19:16:36 EJECT -> ejecting tape from /dev/nst3
19:16:36 STATUS -> currently loaded slot = 11
-> currently loaded barcode = "000300"
19:16:36 EJECT -> moving tape from drive 0 to storage slot 11
19:16:36 Running: mtx unload 11 0
19:17:20 Exit code: 0
Stderr:
Unloading Data Transfer Element into Storage Element 11...done
19:17:20 -> status 0, result "Unloading Data Transfer Element into Storage Element 11...done"
19:17:20 Return (0) -> 11 /dev/nst3
19:17:20 LOADSLOT -> loading tape from slot 12 to drive 0 (/dev/nst3)
19:17:20 Running: mtx load 12 0
19:17:45 Exit code: 0
19:17:45 -> status 0, result ""
19:18:05 Running: /bin/mt -f /dev/nst3 rewind
19:18:05 Exit code: 0
19:18:05 Exit (0) -> 12 /dev/nst3
chg-zd-mtx: pid 28482 finish time Fri May 14 19:18:05 2010

again I just continuously getting conflict error from dmesg about /dev/nst3, which is the drive
Because the i500 is not only used by me, there are 6 drives in the machine and only one is dedicated to me. I am start to thinking it could be already deployed accidently by their fancy shiny netbackup media server. it might takes me few weeks time to chase it up across the teams, you know some times when shit happens , it happens.

thanks,

I've already attached my Amanda server with a LTO-3 drive locally via scsi and it works for this time being.

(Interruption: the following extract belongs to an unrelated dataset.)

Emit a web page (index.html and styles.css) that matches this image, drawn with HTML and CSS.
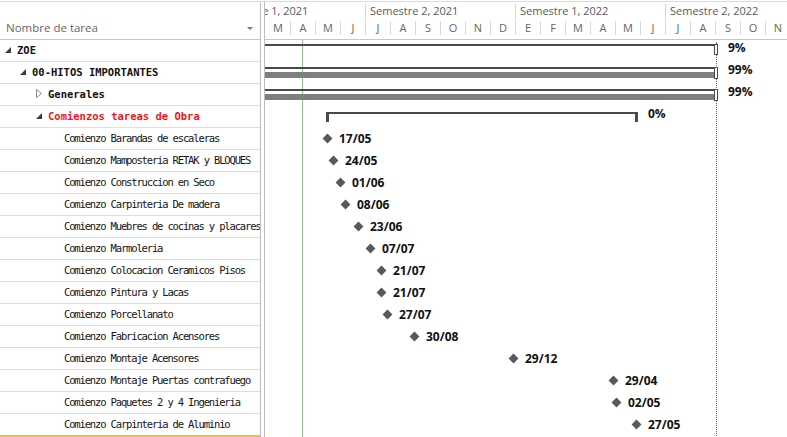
FILE: index.html
```html
<!DOCTYPE html>
<html lang="es">
<head>
<meta charset="utf-8">
<title>Gantt</title>
<link rel="stylesheet" href="styles.css">
</head>
<body>
<div class="app">
  <div class="grid">
    <div class="grid-head"><span>Nombre de tarea</span><span class="dd"></span></div>
    <div class="row l0 b"><svg class="ico" width="6" height="6" viewBox="0 0 6 6"><path d="M6 0V6H0Z" fill="#3c3c3c"/></svg><span>ZOE</span></div>
    <div class="row l1 b"><svg class="ico" width="6" height="6" viewBox="0 0 6 6"><path d="M6 0V6H0Z" fill="#3c3c3c"/></svg><span>00-HITOS IMPORTANTES</span></div>
    <div class="row l2 b"><svg class="ico" width="6" height="9" viewBox="0 0 6 9"><path d="M0.5 0.5L5.5 4.5L0.5 8.5Z" fill="none" stroke="#8a8a8a"/></svg><span>Generales</span></div>
    <div class="row l2 b red"><svg class="ico" width="6" height="6" viewBox="0 0 6 6"><path d="M6 0V6H0Z" fill="#3c3c3c"/></svg><span>Comienzos tareas de Obra</span></div>
    <div class="row l3">Comienzo Barandas de escaleras</div>
    <div class="row l3">Comienzo Mamposteria RETAK y BLOQUES</div>
    <div class="row l3">Comienzo Construccion en Seco</div>
    <div class="row l3">Comienzo Carpinteria De madera</div>
    <div class="row l3">Comienzo Muebres de cocinas y placares</div>
    <div class="row l3">Comienzo Marmoleria</div>
    <div class="row l3">Comienzo Colocacion Ceramicos Pisos</div>
    <div class="row l3">Comienzo Pintura y Lacas</div>
    <div class="row l3">Comienzo Porcellanato</div>
    <div class="row l3">Comienzo Fabricacion Acensores</div>
    <div class="row l3">Comienzo Montaje Acensores</div>
    <div class="row l3">Comienzo Montaje Puertas contrafuego</div>
    <div class="row l3">Comienzo Paquetes 2 y 4 Ingenieria</div>
    <div class="row l3 last">Comienzo Carpinteria de Aluminio</div>
  </div>
  <div class="split"></div>
  <div class="chart">
    <div class="chead">
      <div class="sems">
        <div class="sem">Semestre 1, 2021</div>
        <div class="sem">Semestre 2, 2021</div>
        <div class="sem">Semestre 1, 2022</div>
        <div class="sem">Semestre 2, 2022</div>
      </div>
      <div class="months">
        <div class="m first">M</div><div class="m">A</div><div class="m">M</div><div class="m">J</div>
        <div class="m">J</div><div class="m">A</div><div class="m">S</div><div class="m">O</div><div class="m">N</div><div class="m">D</div>
        <div class="m">E</div><div class="m">F</div><div class="m">M</div><div class="m">A</div><div class="m">M</div><div class="m">J</div>
        <div class="m">J</div><div class="m">A</div><div class="m">S</div><div class="m">O</div><div class="m">N</div>
      </div>
    </div>
    <div class="cbody">
      <div class="today" style="left:37px"></div>
      <div class="finish" style="left:451px"></div>

      <div class="crow">
        <div class="sline zoe" style="left:-100px;width:550px"></div>
        <div class="scap zoe" style="left:449px"></div>
        <div class="pct" style="left:463px">9%</div>
      </div>
      <div class="crow">
        <div class="sline" style="left:-100px;width:550px"></div>
        <div class="sprog" style="left:-100px;width:549px"></div>
        <div class="scap" style="left:449px"></div>
        <div class="pct" style="left:463px">99%</div>
      </div>
      <div class="crow">
        <div class="sline" style="left:-100px;width:550px"></div>
        <div class="sprog" style="left:-100px;width:549px"></div>
        <div class="scap" style="left:449px"></div>
        <div class="pct" style="left:463px">99%</div>
      </div>
      <div class="crow">
        <div class="bracket" style="left:61px;width:312px"></div>
        <div class="pct" style="left:383px">0%</div>
      </div>

      <div class="crow"><div class="ms" style="left:62px"><i class="dia"></i><b>17/05</b></div></div>
      <div class="crow"><div class="ms" style="left:68px"><i class="dia"></i><b>24/05</b></div></div>
      <div class="crow"><div class="ms" style="left:75px"><i class="dia"></i><b>01/06</b></div></div>
      <div class="crow"><div class="ms" style="left:80px"><i class="dia"></i><b>08/06</b></div></div>
      <div class="crow"><div class="ms" style="left:93px"><i class="dia"></i><b>23/06</b></div></div>
      <div class="crow"><div class="ms" style="left:105px"><i class="dia"></i><b>07/07</b></div></div>
      <div class="crow"><div class="ms" style="left:116px"><i class="dia"></i><b>21/07</b></div></div>
      <div class="crow"><div class="ms" style="left:116px"><i class="dia"></i><b>21/07</b></div></div>
      <div class="crow"><div class="ms" style="left:122px"><i class="dia"></i><b>27/07</b></div></div>
      <div class="crow"><div class="ms" style="left:149px"><i class="dia"></i><b>30/08</b></div></div>
      <div class="crow"><div class="ms" style="left:248px"><i class="dia"></i><b>29/12</b></div></div>
      <div class="crow"><div class="ms" style="left:348px"><i class="dia"></i><b>29/04</b></div></div>
      <div class="crow"><div class="ms" style="left:351px"><i class="dia"></i><b>02/05</b></div></div>
      <div class="crow"><div class="ms" style="left:371px"><i class="dia"></i><b>27/05</b></div></div>
    </div>
  </div>
</div>
</body>
</html>
```

FILE: styles.css
```css
* { box-sizing: border-box; }
html, body { margin: 0; padding: 0; background: #fff; }
body {
  width: 787px;
  height: 437px;
  overflow: hidden;
  font-family: "Open Sans", "Noto Sans", sans-serif;
}
.app {
  display: flex;
  margin-top: 1px;
  border-top: 1px solid #dadada;
  height: 436px;
}

/* left task grid */
.grid {
  width: 261px;
  flex: none;
  border-right: 1px solid #bdbdbd;
}
.grid-head {
  height: 38px;
  border-bottom: 1px solid #c8c8c8;
  display: flex;
  align-items: flex-end;
  justify-content: space-between;
  padding: 0 7px 3px 6px;
  font-size: 11.5px;
  line-height: 16px;
  color: #666;
}
.dd {
  width: 0;
  height: 0;
  border-left: 3px solid transparent;
  border-right: 3px solid transparent;
  border-top: 3px solid #777;
  margin-bottom: 6px;
}
.row {
  height: 22px;
  border-bottom: 1px solid #dedede;
  display: flex;
  align-items: center;
  padding-bottom: 2px;
  font-family: "DejaVu Sans Mono", monospace;
  font-size: 10.5px;
  letter-spacing: -1.15px;
  color: #141414;
  white-space: nowrap;
  overflow: hidden;
}
.l0 { padding-left: 5px; }
.l1 { padding-left: 20px; }
.l2 { padding-left: 36px; }
.l3 { padding-left: 64px; }
.b { font-weight: bold; letter-spacing: 0; color: #111; }
.red { color: #e8191e; }
.ico { flex: none; margin-right: 6px; }
.last { height: 23px; border-bottom: 2px solid #f2c12e; }

.split { width: 3px; flex: none; }

/* chart */
.chart {
  flex: 1;
  min-width: 0;
  border-left: 1px solid #bdbdbd;
  overflow: hidden;
  position: relative;
}
.chead {
  height: 38px;
  border-bottom: 1px solid #c8c8c8;
  color: #595959;
}
.sems {
  display: flex;
  margin-left: -50px;
  height: 18px;
  padding-top: 2px;
}
.sem {
  flex: none;
  width: 150px;
  height: 16px;
  border-left: 1px solid #d4d4d4;
  padding-left: 4px;
  font-size: 11px;
  line-height: 14px;
  white-space: nowrap;
}
.months {
  display: flex;
  height: 19px;
  padding-top: 1px;
}
.m {
  flex: none;
  width: 25px;
  height: 14px;
  border-left: 1px solid #dadada;
  text-align: center;
  font-size: 11px;
  line-height: 14px;
  color: #666;
}
.m.first { border-left-color: transparent; }

.cbody { position: relative; }
.crow { position: relative; height: 22px; }
.today {
  position: absolute;
  top: 0;
  bottom: -40px;
  width: 1px;
  background: #8cc48c;
}
.finish {
  position: absolute;
  top: 2px;
  bottom: -40px;
  width: 0;
  border-left: 1px dotted #666;
}

.sline {
  position: absolute;
  top: 5px;
  height: 2px;
  background: #4a4a4a;
}
.sline.zoe { top: 4px; }
.sprog {
  position: absolute;
  top: 10px;
  height: 6px;
  background: #7f7f7f;
}
.scap {
  position: absolute;
  top: 5px;
  width: 4px;
  height: 12px;
  border: 1px solid #4a4a4a;
  background: #fff;
}
.scap.zoe { top: 4px; height: 11px; }
.pct {
  position: absolute;
  top: 1px;
  font-weight: 700;
  font-size: 12px;
  line-height: 14px;
  color: #111;
}
.bracket {
  position: absolute;
  top: 6px;
  height: 2px;
  background: #4a4a4a;
}
.bracket::before,
.bracket::after {
  content: "";
  position: absolute;
  top: 0;
  width: 3px;
  height: 10px;
  background: #4a4a4a;
}
.bracket::before { left: 0; }
.bracket::after { right: 0; }

.ms {
  position: absolute;
  top: 0;
  height: 21px;
  display: flex;
  align-items: center;
  gap: 7px;
  transform: translateX(-5px);
  white-space: nowrap;
}
.dia {
  display: block;
  width: 7px;
  height: 7px;
  margin: 0 1.5px;
  background: #595959;
  transform: rotate(45deg);
}
.ms b {
  font-weight: 700;
  font-size: 12px;
  line-height: 14px;
  color: #111;
}
```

That debug log appears to be the mtx debug log, and it appears to be alright. Did you look through all the other debug logs. Each process has a debug log, and the time stamps should follow the one you listed above. I'm not sure what the name is of the one you should be looking for, but maybe it would be taper. One of those should have a more explicit error.

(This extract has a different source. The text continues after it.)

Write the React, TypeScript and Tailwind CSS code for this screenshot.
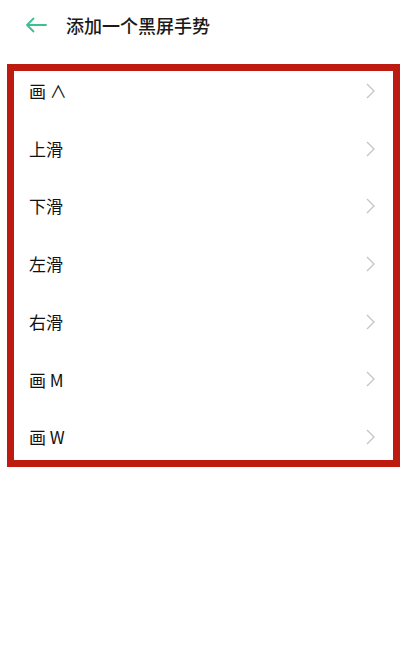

I'm not sure how the reservations work on that tape system. Perhaps you can move tapes to the drive but are not allowed to write to it? That would seem odd; but, then, maybe someone who was changing the configuration made a mistake. Since they are on a different team and don't seem to communicate with you, they wouldn't realize they had made a mistake unless you talk to them. But that's speculation. You would have to talk to them to find out.